### TASK DESCRIPTION
Return precisely the span of lines from the top of the material below to the line containing "const tabs = ['项目详情', '项目进展', '招采信息', '项目联系人(1)', '相关项目'];", both included. Pictures are excluded.
....................
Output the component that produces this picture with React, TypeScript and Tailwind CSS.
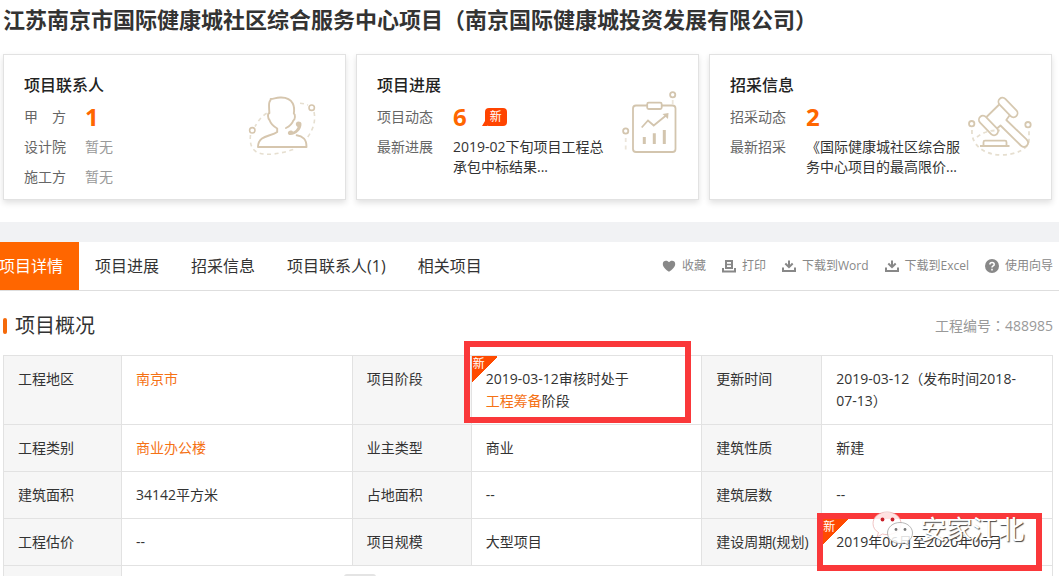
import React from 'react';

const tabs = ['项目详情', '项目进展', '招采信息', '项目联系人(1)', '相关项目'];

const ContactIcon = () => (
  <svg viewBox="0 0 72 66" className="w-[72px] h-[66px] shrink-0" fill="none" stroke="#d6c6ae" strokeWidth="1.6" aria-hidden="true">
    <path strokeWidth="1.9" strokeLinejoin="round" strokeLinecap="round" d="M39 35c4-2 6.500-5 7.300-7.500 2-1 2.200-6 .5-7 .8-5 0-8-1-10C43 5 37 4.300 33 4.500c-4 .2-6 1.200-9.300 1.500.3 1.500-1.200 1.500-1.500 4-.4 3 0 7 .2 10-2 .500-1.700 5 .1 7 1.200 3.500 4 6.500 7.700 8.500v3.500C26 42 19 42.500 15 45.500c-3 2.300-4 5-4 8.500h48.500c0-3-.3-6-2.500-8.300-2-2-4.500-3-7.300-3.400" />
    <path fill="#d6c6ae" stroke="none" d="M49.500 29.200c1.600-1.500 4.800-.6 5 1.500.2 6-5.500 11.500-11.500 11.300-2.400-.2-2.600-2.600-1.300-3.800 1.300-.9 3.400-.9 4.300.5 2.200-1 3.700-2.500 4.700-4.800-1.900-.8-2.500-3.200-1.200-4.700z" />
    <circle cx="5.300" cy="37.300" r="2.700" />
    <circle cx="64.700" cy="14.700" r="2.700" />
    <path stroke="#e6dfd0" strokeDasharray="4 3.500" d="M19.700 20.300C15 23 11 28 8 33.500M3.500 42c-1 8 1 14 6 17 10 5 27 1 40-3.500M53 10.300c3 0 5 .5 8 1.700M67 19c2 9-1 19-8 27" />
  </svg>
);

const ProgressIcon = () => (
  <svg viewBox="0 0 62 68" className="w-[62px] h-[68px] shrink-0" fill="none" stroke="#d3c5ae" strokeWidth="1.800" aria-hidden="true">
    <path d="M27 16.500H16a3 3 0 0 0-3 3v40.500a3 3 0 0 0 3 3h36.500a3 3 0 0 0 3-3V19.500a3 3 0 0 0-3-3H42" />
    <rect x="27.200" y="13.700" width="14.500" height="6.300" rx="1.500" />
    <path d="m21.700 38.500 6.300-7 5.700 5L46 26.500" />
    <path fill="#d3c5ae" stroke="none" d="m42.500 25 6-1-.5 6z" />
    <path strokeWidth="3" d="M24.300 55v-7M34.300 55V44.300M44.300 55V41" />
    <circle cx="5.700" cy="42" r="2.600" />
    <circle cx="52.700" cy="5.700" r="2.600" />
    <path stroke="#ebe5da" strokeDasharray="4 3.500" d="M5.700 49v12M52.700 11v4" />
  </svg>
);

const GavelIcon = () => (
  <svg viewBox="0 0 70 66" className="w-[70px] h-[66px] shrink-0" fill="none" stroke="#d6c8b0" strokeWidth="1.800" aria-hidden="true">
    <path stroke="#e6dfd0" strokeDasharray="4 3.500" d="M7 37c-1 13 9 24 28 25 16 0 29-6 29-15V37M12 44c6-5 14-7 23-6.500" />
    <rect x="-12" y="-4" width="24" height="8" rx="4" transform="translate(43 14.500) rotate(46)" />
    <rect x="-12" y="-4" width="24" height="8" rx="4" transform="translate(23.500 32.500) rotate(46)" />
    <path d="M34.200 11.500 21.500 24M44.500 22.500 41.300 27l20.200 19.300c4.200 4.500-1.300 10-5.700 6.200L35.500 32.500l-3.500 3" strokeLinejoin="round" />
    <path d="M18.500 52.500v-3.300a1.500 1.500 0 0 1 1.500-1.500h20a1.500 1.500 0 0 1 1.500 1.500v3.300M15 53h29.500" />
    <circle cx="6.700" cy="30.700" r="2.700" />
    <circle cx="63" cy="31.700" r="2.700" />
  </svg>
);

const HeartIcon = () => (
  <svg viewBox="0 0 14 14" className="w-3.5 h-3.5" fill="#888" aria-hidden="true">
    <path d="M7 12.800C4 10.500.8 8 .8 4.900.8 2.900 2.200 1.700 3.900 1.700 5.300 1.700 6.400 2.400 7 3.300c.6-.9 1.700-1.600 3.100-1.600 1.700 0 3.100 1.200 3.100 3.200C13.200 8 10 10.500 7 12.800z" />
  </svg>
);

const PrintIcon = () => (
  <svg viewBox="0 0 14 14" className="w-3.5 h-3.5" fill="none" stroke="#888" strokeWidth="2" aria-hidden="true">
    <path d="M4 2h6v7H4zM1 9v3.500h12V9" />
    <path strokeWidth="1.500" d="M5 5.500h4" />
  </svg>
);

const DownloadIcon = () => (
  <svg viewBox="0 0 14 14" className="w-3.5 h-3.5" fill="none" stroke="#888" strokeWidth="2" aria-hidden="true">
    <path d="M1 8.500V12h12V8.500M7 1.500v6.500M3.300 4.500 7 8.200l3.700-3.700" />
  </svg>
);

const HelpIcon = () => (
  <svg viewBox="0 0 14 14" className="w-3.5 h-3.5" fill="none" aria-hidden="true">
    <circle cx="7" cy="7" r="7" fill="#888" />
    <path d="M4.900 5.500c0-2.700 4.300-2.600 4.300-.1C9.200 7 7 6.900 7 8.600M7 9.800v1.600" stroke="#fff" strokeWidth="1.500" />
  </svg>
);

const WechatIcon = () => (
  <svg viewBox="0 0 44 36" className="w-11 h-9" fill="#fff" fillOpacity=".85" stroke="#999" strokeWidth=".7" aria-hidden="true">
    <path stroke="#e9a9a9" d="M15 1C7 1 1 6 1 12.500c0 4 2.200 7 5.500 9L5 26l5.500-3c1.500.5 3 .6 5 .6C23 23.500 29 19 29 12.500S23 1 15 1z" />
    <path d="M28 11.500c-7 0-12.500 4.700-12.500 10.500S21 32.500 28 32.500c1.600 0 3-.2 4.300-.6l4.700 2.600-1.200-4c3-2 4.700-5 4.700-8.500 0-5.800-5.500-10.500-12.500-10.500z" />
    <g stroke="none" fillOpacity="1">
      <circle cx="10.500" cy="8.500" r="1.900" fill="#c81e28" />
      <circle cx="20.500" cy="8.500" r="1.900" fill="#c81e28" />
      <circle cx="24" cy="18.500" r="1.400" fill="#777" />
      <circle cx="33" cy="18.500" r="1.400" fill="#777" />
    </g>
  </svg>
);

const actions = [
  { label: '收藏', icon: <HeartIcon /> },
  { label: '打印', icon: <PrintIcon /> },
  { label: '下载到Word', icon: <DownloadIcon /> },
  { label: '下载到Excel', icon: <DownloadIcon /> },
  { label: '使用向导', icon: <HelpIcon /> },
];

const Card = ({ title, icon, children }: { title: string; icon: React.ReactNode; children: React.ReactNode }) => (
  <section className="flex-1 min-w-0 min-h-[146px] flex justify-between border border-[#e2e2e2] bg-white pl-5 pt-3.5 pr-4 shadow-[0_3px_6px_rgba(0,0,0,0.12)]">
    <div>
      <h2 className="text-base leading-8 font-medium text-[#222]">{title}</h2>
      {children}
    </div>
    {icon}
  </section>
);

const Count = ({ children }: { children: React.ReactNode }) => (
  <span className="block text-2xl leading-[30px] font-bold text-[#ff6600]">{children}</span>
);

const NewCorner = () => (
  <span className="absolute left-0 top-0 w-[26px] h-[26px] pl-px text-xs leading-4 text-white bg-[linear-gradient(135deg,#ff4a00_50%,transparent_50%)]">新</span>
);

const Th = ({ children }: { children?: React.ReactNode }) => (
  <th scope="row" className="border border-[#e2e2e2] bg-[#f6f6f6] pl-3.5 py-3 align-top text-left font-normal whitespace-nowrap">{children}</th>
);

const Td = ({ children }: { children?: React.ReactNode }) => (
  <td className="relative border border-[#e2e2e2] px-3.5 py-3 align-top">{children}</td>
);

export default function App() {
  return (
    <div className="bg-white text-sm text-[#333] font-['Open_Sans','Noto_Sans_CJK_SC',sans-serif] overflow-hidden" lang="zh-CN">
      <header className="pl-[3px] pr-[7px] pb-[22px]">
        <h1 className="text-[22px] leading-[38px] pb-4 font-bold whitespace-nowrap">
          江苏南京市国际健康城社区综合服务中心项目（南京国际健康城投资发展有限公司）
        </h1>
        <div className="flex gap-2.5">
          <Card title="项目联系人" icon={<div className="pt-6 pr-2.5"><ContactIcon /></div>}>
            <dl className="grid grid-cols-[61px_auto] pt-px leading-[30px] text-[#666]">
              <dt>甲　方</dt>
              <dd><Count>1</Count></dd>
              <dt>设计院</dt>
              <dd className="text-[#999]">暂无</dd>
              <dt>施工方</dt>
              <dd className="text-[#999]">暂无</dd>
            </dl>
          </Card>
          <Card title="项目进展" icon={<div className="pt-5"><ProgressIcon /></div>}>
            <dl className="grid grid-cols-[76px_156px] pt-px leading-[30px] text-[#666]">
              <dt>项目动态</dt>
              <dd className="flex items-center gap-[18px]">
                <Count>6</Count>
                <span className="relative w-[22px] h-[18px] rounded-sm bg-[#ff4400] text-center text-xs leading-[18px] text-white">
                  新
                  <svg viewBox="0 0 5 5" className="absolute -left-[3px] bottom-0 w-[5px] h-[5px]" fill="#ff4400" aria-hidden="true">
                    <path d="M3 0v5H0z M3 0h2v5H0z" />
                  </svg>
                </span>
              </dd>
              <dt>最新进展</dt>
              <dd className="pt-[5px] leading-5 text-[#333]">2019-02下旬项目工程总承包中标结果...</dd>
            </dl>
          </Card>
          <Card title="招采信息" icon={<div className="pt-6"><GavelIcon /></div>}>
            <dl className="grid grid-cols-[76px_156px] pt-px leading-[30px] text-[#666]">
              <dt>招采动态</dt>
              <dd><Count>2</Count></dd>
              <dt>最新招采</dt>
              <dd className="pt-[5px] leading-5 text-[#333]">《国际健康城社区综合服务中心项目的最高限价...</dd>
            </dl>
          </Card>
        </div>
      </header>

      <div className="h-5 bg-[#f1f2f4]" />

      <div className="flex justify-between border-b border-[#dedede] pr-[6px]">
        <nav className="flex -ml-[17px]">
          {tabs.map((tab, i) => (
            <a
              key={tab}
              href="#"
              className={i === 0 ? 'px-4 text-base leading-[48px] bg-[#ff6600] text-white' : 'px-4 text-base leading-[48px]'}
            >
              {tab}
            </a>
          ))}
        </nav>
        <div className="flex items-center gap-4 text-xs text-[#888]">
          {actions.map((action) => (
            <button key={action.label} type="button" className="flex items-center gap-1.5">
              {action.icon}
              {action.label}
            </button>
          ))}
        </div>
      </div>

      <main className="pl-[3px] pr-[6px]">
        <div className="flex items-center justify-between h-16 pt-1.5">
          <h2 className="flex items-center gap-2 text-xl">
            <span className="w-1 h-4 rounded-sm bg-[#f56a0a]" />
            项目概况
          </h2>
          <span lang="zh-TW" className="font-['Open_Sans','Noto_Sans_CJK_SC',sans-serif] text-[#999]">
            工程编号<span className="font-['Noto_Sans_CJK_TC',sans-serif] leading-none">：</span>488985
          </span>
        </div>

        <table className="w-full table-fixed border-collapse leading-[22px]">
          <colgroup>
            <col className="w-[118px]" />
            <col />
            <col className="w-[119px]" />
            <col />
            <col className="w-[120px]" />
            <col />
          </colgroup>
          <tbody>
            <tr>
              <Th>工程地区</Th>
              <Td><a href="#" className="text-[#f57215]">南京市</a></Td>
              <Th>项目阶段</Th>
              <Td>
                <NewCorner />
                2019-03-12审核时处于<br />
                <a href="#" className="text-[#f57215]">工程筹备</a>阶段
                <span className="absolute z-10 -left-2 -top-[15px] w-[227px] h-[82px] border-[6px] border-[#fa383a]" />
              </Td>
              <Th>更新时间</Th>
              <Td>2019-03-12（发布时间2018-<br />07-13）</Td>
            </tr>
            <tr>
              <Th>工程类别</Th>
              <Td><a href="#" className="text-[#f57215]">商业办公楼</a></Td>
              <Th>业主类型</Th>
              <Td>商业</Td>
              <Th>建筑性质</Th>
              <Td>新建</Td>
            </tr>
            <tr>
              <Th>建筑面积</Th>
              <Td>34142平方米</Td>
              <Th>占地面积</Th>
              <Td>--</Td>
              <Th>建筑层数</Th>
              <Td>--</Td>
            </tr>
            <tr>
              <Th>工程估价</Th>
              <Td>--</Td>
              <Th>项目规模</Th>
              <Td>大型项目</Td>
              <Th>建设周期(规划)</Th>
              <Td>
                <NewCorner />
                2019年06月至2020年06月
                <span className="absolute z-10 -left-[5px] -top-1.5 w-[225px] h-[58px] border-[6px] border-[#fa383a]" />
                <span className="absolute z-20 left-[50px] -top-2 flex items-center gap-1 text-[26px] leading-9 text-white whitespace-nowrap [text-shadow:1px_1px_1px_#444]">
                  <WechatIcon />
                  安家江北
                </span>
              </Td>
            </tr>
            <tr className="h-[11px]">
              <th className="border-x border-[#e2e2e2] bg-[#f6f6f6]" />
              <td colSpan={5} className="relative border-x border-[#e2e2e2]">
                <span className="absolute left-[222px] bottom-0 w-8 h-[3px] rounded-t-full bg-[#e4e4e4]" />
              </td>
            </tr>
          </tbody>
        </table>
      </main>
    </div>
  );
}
....................
### EXPECTED ANSWER
Output the component that produces this picture with React, TypeScript and Tailwind CSS.
import React from 'react';

const tabs = ['项目详情', '项目进展', '招采信息', '项目联系人(1)', '相关项目'];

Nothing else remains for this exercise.